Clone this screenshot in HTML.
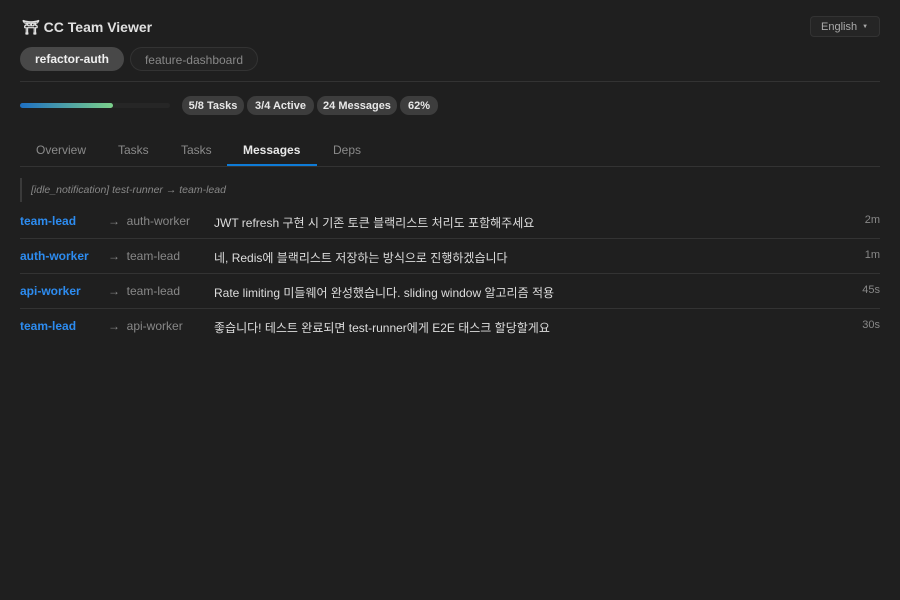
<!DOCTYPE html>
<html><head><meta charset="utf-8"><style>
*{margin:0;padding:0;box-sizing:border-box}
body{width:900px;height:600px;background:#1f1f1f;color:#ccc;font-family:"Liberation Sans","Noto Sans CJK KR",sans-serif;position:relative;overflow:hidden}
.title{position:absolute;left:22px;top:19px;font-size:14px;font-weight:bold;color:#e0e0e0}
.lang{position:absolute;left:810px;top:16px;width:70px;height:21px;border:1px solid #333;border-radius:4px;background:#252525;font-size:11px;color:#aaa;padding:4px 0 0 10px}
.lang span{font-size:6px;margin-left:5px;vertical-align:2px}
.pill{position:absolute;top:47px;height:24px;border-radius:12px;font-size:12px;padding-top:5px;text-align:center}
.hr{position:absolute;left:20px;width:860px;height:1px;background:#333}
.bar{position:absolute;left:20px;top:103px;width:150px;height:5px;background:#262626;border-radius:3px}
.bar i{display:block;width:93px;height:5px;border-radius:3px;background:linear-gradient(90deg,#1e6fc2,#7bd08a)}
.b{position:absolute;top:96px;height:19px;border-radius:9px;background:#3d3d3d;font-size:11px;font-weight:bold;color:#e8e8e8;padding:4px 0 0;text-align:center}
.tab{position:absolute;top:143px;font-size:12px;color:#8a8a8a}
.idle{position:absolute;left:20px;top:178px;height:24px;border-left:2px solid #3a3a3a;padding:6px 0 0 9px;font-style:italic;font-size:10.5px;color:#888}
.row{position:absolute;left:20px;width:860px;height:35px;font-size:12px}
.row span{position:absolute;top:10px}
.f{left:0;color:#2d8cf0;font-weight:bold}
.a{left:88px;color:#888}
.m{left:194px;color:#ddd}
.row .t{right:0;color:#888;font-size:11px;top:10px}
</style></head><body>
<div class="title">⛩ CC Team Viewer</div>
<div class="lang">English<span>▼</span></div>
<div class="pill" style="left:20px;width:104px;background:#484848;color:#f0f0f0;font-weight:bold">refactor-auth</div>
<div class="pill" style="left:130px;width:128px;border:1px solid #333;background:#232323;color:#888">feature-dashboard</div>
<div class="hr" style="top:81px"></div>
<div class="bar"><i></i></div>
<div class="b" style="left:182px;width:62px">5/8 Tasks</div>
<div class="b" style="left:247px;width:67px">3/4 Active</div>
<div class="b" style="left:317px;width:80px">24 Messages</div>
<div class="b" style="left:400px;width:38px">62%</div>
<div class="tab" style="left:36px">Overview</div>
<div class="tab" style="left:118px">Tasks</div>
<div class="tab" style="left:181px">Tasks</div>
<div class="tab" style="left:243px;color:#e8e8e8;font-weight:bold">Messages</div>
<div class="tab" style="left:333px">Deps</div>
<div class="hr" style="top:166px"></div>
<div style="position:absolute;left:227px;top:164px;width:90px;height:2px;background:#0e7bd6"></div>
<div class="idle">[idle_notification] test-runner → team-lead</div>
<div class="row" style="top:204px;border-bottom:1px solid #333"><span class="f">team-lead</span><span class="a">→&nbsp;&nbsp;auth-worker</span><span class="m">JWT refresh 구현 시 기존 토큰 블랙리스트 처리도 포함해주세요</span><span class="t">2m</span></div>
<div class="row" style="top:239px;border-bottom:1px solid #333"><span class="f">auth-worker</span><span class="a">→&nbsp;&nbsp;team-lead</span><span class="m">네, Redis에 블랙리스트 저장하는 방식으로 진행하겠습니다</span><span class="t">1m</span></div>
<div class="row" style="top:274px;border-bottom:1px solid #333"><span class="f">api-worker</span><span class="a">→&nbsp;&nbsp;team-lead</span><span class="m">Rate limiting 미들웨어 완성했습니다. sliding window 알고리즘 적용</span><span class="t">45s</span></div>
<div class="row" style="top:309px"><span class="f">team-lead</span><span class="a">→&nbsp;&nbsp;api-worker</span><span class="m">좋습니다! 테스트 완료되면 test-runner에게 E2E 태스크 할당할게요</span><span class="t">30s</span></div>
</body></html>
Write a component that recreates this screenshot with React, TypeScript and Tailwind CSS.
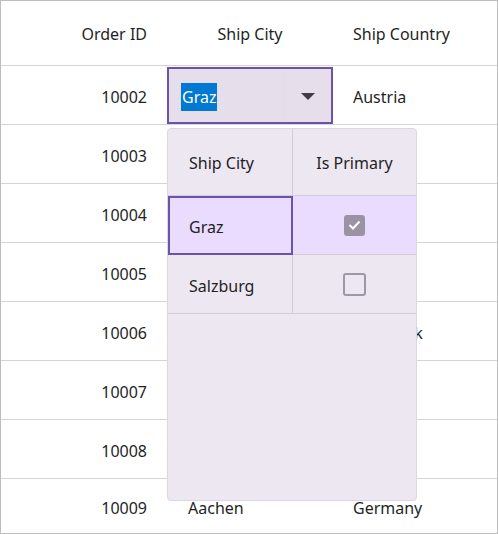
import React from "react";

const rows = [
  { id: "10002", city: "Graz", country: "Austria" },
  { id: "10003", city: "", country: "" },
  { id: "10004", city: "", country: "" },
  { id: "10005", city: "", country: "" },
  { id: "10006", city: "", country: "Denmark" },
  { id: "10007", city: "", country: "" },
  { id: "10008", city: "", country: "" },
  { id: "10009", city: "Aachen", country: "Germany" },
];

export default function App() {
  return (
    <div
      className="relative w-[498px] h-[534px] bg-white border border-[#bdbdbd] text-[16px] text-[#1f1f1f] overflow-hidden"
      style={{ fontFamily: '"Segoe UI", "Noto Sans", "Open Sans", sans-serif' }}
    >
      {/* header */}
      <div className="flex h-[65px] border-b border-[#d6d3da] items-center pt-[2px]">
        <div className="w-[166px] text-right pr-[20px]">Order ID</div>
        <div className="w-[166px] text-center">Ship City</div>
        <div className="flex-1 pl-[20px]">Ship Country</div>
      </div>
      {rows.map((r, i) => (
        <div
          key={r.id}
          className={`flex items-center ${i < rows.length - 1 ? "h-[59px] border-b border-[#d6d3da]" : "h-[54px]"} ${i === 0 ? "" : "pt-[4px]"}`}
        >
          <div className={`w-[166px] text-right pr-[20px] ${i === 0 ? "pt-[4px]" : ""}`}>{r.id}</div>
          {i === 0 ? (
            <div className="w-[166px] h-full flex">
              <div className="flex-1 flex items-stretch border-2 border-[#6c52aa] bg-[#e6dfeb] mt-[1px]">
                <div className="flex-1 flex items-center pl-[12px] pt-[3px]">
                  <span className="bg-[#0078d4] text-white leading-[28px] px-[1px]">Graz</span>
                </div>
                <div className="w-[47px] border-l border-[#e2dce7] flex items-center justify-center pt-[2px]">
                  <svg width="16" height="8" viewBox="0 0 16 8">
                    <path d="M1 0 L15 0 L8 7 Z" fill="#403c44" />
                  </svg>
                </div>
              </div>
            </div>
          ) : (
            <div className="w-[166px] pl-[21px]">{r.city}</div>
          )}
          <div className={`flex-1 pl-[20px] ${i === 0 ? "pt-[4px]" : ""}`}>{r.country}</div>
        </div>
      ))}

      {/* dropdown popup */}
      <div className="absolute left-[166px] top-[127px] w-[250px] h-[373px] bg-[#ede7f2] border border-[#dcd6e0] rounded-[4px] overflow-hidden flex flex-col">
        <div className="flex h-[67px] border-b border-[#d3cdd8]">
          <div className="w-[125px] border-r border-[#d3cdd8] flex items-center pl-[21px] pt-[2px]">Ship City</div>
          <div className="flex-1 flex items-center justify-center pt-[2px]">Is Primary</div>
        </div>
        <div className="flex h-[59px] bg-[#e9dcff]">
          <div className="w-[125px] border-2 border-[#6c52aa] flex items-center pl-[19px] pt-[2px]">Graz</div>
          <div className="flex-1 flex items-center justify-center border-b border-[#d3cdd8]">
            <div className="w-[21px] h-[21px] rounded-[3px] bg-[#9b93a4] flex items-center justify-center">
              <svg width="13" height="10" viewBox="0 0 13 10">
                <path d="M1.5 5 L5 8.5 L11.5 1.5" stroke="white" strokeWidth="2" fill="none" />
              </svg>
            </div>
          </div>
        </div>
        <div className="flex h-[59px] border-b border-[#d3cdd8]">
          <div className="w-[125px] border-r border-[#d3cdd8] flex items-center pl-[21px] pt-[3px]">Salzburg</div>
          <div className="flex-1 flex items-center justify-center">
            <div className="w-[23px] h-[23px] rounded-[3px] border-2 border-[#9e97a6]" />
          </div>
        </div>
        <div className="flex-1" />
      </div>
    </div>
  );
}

#####

- **Directions**:
Quote the data exactly, leaving every image out of the copy.

- **Answer to this problem**:
Clone this screenshot in HTML.
<!DOCTYPE html>
<html><head><meta charset="utf-8"><style>
*{margin:0;padding:0;box-sizing:border-box}
body{width:900px;height:600px;background:#1f1f1f;color:#ccc;font-family:"Liberation Sans","Noto Sans CJK KR",sans-serif;position:relative;overflow:hidden}
.title{position:absolute;left:22px;top:19px;font-size:14px;font-weight:bold;color:#e0e0e0}
.lang{position:absolute;left:810px;top:16px;width:70px;height:21px;border:1px solid #333;border-radius:4px;background:#252525;font-size:11px;color:#aaa;padding:4px 0 0 10px}
.lang span{font-size:6px;margin-left:5px;vertical-align:2px}
.pill{position:absolute;top:47px;height:24px;border-radius:12px;font-size:12px;padding-top:5px;text-align:center}
.hr{position:absolute;left:20px;width:860px;height:1px;background:#333}
.bar{position:absolute;left:20px;top:103px;width:150px;height:5px;background:#262626;border-radius:3px}
.bar i{display:block;width:93px;height:5px;border-radius:3px;background:linear-gradient(90deg,#1e6fc2,#7bd08a)}
.b{position:absolute;top:96px;height:19px;border-radius:9px;background:#3d3d3d;font-size:11px;font-weight:bold;color:#e8e8e8;padding:4px 0 0;text-align:center}
.tab{position:absolute;top:143px;font-size:12px;color:#8a8a8a}
.idle{position:absolute;left:20px;top:178px;height:24px;border-left:2px solid #3a3a3a;padding:6px 0 0 9px;font-style:italic;font-size:10.5px;color:#888}
.row{position:absolute;left:20px;width:860px;height:35px;font-size:12px}
.row span{position:absolute;top:10px}
.f{left:0;color:#2d8cf0;font-weight:bold}
.a{left:88px;color:#888}
.m{left:194px;color:#ddd}
.row .t{right:0;color:#888;font-size:11px;top:10px}
</style></head><body>
<div class="title">⛩ CC Team Viewer</div>
<div class="lang">English<span>▼</span></div>
<div class="pill" style="left:20px;width:104px;background:#484848;color:#f0f0f0;font-weight:bold">refactor-auth</div>
<div class="pill" style="left:130px;width:128px;border:1px solid #333;background:#232323;color:#888">feature-dashboard</div>
<div class="hr" style="top:81px"></div>
<div class="bar"><i></i></div>
<div class="b" style="left:182px;width:62px">5/8 Tasks</div>
<div class="b" style="left:247px;width:67px">3/4 Active</div>
<div class="b" style="left:317px;width:80px">24 Messages</div>
<div class="b" style="left:400px;width:38px">62%</div>
<div class="tab" style="left:36px">Overview</div>
<div class="tab" style="left:118px">Tasks</div>
<div class="tab" style="left:181px">Tasks</div>
<div class="tab" style="left:243px;color:#e8e8e8;font-weight:bold">Messages</div>
<div class="tab" style="left:333px">Deps</div>
<div class="hr" style="top:166px"></div>
<div style="position:absolute;left:227px;top:164px;width:90px;height:2px;background:#0e7bd6"></div>
<div class="idle">[idle_notification] test-runner → team-lead</div>
<div class="row" style="top:204px;border-bottom:1px solid #333"><span class="f">team-lead</span><span class="a">→&nbsp;&nbsp;auth-worker</span><span class="m">JWT refresh 구현 시 기존 토큰 블랙리스트 처리도 포함해주세요</span><span class="t">2m</span></div>
<div class="row" style="top:239px;border-bottom:1px solid #333"><span class="f">auth-worker</span><span class="a">→&nbsp;&nbsp;team-lead</span><span class="m">네, Redis에 블랙리스트 저장하는 방식으로 진행하겠습니다</span><span class="t">1m</span></div>
<div class="row" style="top:274px;border-bottom:1px solid #333"><span class="f">api-worker</span><span class="a">→&nbsp;&nbsp;team-lead</span><span class="m">Rate limiting 미들웨어 완성했습니다. sliding window 알고리즘 적용</span><span class="t">45s</span></div>
<div class="row" style="top:309px"><span class="f">team-lead</span><span class="a">→&nbsp;&nbsp;api-worker</span><span class="m">좋습니다! 테스트 완료되면 test-runner에게 E2E 태스크 할당할게요</span><span class="t">30s</span></div>
</body></html>
Write a component that recreates this screenshot with React, TypeScript and Tailwind CSS.
import React from "react";

const rows = [
  { id: "10002", city: "Graz", country: "Austria" },
  { id: "10003", city: "", country: "" },
  { id: "10004", city: "", country: "" },
  { id: "10005", city: "", country: "" },
  { id: "10006", city: "", country: "Denmark" },
  { id: "10007", city: "", country: "" },
  { id: "10008", city: "", country: "" },
  { id: "10009", city: "Aachen", country: "Germany" },
];

export default function App() {
  return (
    <div
      className="relative w-[498px] h-[534px] bg-white border border-[#bdbdbd] text-[16px] text-[#1f1f1f] overflow-hidden"
      style={{ fontFamily: '"Segoe UI", "Noto Sans", "Open Sans", sans-serif' }}
    >
      {/* header */}
      <div className="flex h-[65px] border-b border-[#d6d3da] items-center pt-[2px]">
        <div className="w-[166px] text-right pr-[20px]">Order ID</div>
        <div className="w-[166px] text-center">Ship City</div>
        <div className="flex-1 pl-[20px]">Ship Country</div>
      </div>
      {rows.map((r, i) => (
        <div
          key={r.id}
          className={`flex items-center ${i < rows.length - 1 ? "h-[59px] border-b border-[#d6d3da]" : "h-[54px]"} ${i === 0 ? "" : "pt-[4px]"}`}
        >
          <div className={`w-[166px] text-right pr-[20px] ${i === 0 ? "pt-[4px]" : ""}`}>{r.id}</div>
          {i === 0 ? (
            <div className="w-[166px] h-full flex">
              <div className="flex-1 flex items-stretch border-2 border-[#6c52aa] bg-[#e6dfeb] mt-[1px]">
                <div className="flex-1 flex items-center pl-[12px] pt-[3px]">
                  <span className="bg-[#0078d4] text-white leading-[28px] px-[1px]">Graz</span>
                </div>
                <div className="w-[47px] border-l border-[#e2dce7] flex items-center justify-center pt-[2px]">
                  <svg width="16" height="8" viewBox="0 0 16 8">
                    <path d="M1 0 L15 0 L8 7 Z" fill="#403c44" />
                  </svg>
                </div>
              </div>
            </div>
          ) : (
            <div className="w-[166px] pl-[21px]">{r.city}</div>
          )}
          <div className={`flex-1 pl-[20px] ${i === 0 ? "pt-[4px]" : ""}`}>{r.country}</div>
        </div>
      ))}

      {/* dropdown popup */}
      <div className="absolute left-[166px] top-[127px] w-[250px] h-[373px] bg-[#ede7f2] border border-[#dcd6e0] rounded-[4px] overflow-hidden flex flex-col">
        <div className="flex h-[67px] border-b border-[#d3cdd8]">
          <div className="w-[125px] border-r border-[#d3cdd8] flex items-center pl-[21px] pt-[2px]">Ship City</div>
          <div className="flex-1 flex items-center justify-center pt-[2px]">Is Primary</div>
        </div>
        <div className="flex h-[59px] bg-[#e9dcff]">
          <div className="w-[125px] border-2 border-[#6c52aa] flex items-center pl-[19px] pt-[2px]">Graz</div>
          <div className="flex-1 flex items-center justify-center border-b border-[#d3cdd8]">
            <div className="w-[21px] h-[21px] rounded-[3px] bg-[#9b93a4] flex items-center justify-center">
              <svg width="13" height="10" viewBox="0 0 13 10">
                <path d="M1.5 5 L5 8.5 L11.5 1.5" stroke="white" strokeWidth="2" fill="none" />
              </svg>
            </div>
          </div>
        </div>
        <div className="flex h-[59px] border-b border-[#d3cdd8]">
          <div className="w-[125px] border-r border-[#d3cdd8] flex items-center pl-[21px] pt-[3px]">Salzburg</div>
          <div className="flex-1 flex items-center justify-center">
            <div className="w-[23px] h-[23px] rounded-[3px] border-2 border-[#9e97a6]" />
          </div>
        </div>
        <div className="flex-1" />
      </div>
    </div>
  );
}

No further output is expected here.